Monday, 2 February 2015

4. Genres of Documentry

1) Poetic - Poetic Documentaries are predominantly based around visual and artistic elements.  In a poetic documentary you would expect to see lots of images and film clips, more so than speech and interviews. In terms of sound, they generally have music that would reflect the situation you see on screen, therefor making the audience feel more connected to the documentary. An example of a poetic documentary is Leni Riefenstahl's Olympia (1938), following all the conventions of what you would expect to see within a poetic documentary.

2) Expository - Expository Documentaries are documentaries that expose a person or a topic. They are well known for having a commentator while showing video clips or images explaining the story. The conventions of an expository documentary include, a commentator, factual data, opinions, rhetorical questions and persuasive techniques. To appeal to the audience the commentator will talk directly to the audience. There would often be archive footage or stills to back up the topic. An example of an expository documentary is "Backstairs Billy: The Queens Mum's Butler" This documentary uses lots of footage from that topic and commentates accordingly.

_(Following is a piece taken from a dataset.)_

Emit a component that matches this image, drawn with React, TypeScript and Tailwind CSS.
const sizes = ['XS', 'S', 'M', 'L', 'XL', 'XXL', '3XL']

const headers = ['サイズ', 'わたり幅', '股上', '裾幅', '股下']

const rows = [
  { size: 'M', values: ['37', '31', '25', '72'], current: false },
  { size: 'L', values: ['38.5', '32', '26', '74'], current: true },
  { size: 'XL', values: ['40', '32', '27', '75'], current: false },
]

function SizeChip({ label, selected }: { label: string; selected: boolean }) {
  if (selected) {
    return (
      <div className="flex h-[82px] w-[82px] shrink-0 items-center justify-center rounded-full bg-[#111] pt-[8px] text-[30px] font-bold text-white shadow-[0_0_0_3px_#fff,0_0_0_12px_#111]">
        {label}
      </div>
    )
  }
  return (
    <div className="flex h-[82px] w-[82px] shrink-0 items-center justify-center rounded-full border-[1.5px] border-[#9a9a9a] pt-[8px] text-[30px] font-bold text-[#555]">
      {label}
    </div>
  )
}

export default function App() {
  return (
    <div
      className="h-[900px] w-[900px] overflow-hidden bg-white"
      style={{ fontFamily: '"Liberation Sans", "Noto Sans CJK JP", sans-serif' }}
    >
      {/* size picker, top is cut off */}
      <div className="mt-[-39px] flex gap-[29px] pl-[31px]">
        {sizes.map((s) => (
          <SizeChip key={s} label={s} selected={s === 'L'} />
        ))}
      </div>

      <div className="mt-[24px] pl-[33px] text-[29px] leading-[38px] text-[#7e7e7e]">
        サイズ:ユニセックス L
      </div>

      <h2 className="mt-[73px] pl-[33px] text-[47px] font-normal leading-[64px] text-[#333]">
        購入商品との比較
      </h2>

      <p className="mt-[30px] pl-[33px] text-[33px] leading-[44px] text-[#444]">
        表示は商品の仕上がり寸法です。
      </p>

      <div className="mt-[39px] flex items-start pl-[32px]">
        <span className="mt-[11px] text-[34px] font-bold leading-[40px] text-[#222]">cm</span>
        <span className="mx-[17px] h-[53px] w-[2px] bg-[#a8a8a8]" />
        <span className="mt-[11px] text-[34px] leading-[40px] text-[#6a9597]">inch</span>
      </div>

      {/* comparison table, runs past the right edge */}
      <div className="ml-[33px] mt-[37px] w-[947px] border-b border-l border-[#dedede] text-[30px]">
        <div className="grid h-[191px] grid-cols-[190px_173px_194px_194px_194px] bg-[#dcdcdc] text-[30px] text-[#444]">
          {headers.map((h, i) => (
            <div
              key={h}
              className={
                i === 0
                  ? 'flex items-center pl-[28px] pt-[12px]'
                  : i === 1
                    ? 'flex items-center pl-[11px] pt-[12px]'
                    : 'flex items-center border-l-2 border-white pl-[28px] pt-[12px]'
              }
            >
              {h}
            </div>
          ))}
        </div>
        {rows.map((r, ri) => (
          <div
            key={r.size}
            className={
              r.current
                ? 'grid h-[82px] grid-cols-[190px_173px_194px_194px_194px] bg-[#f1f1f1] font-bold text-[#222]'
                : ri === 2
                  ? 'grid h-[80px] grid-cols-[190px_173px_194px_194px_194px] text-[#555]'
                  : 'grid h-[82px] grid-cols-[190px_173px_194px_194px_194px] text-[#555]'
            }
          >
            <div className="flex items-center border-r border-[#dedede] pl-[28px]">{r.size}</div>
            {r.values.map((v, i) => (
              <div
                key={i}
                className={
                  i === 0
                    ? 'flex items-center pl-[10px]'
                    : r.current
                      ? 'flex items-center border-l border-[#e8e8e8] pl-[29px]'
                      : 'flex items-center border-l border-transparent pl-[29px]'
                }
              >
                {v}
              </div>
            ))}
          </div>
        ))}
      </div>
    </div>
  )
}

3) Observational - An observational documentary is where the filmmaker follows the subjects of the documentary around without talking to the person they are filming. Normally there are little to no interviews involved in this type of documentary, and the camera used is normally just a hand held camera. This makes the documentary look like it has been made by an amateur filmmaker or so that the audience feel as though its from their perspective. A specific example is the television programme Big Brother, this is a typical Observational documentary in the way that it is constantly following the lives of numerous people.

4) Participatory - This is where the interviewer is in the documentary itself. He interacts with the subjects as if he is being educated in whatever topic the documentary is on. He will ask the subject questions, so we can know more about them. They are directly involved in the film and are a part of the documentary. This type of documentary is the complete opposite of observational documentaries, being very intrusive as opposed to observational being the opposite. An example of this is "The life of Michael Jackson" by Martin Bashir. In this documentary Martin Bashir follows Michael Jackson around, whilst on camera, proving to be a perfect example of Participatory documentary.

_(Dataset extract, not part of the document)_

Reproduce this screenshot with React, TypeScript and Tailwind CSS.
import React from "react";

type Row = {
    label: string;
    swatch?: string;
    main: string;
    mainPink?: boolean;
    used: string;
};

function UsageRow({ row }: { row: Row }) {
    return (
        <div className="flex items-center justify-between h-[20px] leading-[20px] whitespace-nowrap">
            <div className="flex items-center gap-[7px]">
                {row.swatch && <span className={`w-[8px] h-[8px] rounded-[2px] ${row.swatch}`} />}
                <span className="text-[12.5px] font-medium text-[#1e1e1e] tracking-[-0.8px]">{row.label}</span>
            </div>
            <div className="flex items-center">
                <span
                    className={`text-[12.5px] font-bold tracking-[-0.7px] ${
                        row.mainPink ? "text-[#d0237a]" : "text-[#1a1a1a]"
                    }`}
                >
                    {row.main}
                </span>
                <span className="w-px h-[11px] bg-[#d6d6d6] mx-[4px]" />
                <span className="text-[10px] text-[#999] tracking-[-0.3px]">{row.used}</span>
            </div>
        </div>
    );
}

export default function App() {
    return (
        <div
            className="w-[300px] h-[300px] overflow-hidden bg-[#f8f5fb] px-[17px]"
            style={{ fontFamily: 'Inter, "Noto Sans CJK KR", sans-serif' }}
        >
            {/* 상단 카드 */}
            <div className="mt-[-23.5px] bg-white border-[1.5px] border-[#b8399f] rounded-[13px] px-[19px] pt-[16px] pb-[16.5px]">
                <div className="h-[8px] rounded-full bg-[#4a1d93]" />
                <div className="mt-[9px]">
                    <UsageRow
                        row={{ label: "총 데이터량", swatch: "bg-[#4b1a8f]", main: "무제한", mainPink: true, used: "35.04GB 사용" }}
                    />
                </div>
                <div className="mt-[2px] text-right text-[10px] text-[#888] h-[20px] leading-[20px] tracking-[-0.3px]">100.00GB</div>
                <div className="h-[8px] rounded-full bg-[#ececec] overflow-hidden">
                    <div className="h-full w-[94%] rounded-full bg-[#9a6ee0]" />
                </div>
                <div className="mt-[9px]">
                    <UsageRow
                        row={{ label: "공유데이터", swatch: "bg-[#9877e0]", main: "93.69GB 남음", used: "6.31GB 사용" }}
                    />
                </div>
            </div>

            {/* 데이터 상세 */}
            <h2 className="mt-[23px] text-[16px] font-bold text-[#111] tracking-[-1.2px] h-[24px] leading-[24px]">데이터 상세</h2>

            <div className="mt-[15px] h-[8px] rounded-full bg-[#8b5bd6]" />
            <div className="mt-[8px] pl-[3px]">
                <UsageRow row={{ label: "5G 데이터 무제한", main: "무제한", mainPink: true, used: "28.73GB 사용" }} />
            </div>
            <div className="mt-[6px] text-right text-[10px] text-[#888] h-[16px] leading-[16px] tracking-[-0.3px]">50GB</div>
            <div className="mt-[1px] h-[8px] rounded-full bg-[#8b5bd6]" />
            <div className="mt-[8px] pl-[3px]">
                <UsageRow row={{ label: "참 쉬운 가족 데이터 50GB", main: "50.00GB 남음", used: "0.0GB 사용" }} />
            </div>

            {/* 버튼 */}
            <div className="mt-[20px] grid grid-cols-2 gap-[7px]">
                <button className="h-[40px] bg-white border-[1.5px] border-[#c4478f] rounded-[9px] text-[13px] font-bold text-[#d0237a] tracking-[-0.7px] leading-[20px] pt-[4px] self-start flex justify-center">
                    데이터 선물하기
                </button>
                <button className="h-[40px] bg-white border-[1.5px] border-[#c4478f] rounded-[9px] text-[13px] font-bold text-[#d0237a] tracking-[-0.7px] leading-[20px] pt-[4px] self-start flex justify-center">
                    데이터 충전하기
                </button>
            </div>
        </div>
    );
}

5) Reflexive - In a reflexive documentary the film maker acknowledges their presence in front of the camera and provides a narrative to the documentary. The reflexive style of documentary is usually associated with experimental documentaries, where the viewer is just as interested about how the film is constructed as they are the actual content. An example of a film maker who makes reflexive documentaries is Louis Theroux, he is known for his controversial methods of reflexive film making, as he is always in front of the camera, being a physical part of his documentary, often taking part in the activities he is creating a documentary about.

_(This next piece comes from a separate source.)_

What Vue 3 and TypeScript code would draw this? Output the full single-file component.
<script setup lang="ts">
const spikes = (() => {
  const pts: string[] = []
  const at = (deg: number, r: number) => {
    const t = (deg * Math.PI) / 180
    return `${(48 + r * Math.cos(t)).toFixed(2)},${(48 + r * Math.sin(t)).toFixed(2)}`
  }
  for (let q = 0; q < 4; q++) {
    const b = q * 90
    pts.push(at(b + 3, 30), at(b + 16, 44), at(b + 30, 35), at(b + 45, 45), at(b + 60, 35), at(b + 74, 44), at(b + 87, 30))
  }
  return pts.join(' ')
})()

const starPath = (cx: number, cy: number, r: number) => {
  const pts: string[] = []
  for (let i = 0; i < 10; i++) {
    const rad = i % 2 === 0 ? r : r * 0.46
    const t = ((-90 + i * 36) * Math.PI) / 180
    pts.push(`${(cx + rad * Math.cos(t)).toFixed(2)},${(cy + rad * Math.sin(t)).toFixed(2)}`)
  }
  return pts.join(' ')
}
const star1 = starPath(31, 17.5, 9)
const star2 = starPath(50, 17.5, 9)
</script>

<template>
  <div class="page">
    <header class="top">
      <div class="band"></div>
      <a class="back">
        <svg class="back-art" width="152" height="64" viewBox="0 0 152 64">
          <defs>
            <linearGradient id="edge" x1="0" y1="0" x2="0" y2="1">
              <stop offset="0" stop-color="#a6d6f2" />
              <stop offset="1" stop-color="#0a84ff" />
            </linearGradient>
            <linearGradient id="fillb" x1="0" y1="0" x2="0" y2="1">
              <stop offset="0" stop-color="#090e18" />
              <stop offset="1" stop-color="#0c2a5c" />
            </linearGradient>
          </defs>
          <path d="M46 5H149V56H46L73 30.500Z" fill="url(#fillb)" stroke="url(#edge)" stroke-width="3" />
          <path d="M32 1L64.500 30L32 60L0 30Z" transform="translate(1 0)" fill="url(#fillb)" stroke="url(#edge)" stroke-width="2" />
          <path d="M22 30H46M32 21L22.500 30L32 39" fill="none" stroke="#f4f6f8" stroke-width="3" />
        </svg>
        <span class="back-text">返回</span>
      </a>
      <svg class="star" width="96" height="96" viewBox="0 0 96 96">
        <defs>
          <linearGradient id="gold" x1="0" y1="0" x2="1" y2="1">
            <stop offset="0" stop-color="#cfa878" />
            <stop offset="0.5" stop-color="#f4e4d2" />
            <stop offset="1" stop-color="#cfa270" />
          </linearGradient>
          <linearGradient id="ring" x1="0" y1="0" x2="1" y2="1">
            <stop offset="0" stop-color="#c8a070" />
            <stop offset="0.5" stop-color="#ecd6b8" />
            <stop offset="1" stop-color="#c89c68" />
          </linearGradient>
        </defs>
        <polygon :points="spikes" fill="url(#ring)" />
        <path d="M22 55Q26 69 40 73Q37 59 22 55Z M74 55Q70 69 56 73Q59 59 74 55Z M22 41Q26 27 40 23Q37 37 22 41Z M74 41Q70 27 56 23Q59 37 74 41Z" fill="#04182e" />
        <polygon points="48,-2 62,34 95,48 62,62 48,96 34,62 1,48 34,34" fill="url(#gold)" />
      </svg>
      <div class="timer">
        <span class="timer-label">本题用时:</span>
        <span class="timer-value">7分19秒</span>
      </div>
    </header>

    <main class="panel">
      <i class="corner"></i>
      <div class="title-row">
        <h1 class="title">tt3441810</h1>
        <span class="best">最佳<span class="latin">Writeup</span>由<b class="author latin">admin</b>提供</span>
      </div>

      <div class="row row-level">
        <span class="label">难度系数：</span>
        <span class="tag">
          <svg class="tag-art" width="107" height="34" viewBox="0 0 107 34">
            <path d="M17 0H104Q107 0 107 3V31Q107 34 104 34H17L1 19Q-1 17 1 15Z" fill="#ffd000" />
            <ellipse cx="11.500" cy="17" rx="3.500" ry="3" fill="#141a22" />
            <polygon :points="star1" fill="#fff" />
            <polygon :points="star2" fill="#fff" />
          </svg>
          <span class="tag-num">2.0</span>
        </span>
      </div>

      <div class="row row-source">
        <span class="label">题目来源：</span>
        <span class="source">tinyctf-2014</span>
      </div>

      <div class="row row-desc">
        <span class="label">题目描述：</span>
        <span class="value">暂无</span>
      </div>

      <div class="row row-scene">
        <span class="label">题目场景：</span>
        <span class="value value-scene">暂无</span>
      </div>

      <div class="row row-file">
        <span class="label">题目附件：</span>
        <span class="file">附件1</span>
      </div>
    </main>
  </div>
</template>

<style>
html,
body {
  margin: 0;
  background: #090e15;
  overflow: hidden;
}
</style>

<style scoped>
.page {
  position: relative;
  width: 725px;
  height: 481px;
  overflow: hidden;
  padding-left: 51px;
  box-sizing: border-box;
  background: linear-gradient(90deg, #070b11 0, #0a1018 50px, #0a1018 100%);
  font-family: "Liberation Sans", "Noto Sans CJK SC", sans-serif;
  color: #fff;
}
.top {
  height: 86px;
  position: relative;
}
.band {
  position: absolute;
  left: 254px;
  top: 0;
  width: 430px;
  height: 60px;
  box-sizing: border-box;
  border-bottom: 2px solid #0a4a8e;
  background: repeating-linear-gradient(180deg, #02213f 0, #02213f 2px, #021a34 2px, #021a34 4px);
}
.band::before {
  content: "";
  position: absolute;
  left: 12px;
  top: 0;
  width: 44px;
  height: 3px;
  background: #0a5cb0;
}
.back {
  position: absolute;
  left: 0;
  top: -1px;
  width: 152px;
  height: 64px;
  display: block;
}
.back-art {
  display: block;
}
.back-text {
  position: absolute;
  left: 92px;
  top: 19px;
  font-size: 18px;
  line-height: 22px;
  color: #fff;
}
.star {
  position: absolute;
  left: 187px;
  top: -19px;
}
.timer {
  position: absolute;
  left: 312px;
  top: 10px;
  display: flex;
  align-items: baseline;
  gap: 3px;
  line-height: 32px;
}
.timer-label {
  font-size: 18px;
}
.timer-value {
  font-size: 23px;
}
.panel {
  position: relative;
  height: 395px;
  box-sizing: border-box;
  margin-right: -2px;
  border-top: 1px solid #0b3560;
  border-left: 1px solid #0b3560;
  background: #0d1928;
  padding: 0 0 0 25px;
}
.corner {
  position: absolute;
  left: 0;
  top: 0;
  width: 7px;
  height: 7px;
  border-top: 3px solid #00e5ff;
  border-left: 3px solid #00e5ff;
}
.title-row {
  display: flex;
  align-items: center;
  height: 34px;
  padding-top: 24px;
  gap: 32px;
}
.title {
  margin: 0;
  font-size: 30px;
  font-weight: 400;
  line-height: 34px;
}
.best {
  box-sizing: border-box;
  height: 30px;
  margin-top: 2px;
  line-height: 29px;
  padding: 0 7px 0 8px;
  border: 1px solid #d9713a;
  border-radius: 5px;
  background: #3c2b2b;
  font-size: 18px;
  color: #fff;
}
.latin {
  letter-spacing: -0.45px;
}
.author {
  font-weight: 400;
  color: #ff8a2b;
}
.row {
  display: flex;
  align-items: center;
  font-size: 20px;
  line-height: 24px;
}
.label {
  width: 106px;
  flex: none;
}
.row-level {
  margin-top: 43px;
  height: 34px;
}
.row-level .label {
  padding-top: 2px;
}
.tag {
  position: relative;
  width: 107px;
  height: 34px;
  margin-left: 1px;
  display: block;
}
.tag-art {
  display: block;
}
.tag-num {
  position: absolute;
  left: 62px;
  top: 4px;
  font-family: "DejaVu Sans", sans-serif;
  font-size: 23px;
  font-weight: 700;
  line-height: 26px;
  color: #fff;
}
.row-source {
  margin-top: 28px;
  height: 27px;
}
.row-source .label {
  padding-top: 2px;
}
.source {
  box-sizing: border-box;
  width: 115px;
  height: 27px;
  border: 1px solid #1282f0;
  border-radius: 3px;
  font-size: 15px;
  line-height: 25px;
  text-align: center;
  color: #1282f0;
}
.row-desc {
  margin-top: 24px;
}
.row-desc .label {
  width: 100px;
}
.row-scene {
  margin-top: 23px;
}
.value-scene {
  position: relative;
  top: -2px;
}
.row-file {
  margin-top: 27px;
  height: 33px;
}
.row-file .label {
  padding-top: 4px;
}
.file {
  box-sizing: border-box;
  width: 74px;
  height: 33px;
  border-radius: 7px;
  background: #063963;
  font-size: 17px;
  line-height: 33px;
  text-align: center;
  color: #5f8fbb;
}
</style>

6) Performative - Performative mode of documentary raises questions about what knowledge is. It sets out to demonstrate how the specialties of personal experience provide entry into an understanding of the more general processes at work in society. This is done by stressing the emotional complexity of experience from the perspective of the filmmaker. This form of documentary focus more on the tone and mood of the subject, rather than the arguments and evidence. An example of this is Tongues United.